**AIM:** Where a line holds the word "this", copy that line.

--- begin INPUT RECORDS ---

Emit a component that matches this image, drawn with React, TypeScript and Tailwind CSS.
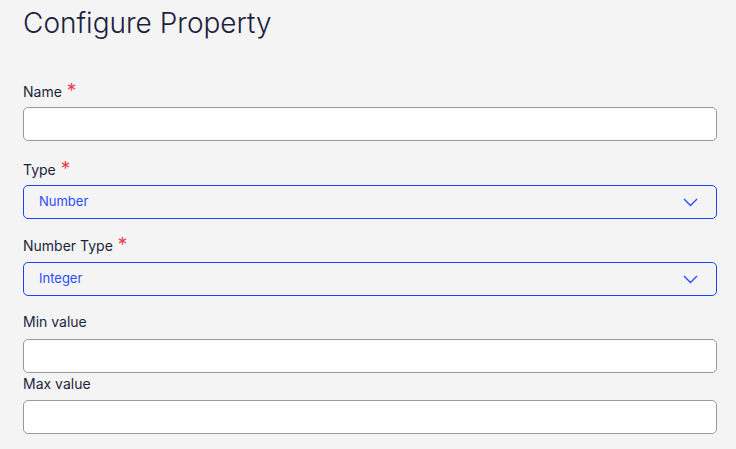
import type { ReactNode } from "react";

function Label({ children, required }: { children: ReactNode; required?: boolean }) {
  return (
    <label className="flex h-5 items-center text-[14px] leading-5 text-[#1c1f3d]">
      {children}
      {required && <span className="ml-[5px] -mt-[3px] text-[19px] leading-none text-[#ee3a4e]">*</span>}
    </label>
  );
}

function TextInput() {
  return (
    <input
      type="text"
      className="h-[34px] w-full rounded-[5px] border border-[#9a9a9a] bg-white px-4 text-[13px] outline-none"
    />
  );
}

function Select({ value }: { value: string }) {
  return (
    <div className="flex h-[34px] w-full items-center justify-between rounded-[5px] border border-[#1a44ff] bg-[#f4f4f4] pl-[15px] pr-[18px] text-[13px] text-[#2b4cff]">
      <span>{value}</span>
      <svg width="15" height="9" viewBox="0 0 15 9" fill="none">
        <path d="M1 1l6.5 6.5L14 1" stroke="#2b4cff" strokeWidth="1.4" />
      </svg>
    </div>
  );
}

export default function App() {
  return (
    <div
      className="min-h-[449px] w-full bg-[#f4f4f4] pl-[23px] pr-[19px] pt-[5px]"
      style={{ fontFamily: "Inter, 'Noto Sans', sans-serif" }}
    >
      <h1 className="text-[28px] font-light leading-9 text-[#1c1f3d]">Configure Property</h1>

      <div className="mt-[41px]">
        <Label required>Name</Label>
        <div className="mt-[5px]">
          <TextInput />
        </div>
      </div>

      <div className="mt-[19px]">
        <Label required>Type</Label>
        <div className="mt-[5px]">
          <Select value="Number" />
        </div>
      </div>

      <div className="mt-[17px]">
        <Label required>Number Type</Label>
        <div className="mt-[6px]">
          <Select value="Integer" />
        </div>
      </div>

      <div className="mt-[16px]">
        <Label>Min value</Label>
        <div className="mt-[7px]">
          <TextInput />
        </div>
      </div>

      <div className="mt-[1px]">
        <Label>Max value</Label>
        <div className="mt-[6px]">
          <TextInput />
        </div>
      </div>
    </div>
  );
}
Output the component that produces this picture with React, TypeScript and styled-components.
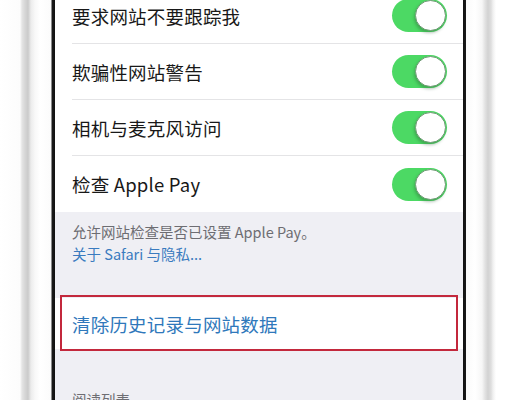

--- end INPUT RECORDS ---

**IN RESPONSE:**
Emit a component that matches this image, drawn with React, TypeScript and Tailwind CSS.
Output the component that produces this picture with React, TypeScript and styled-components.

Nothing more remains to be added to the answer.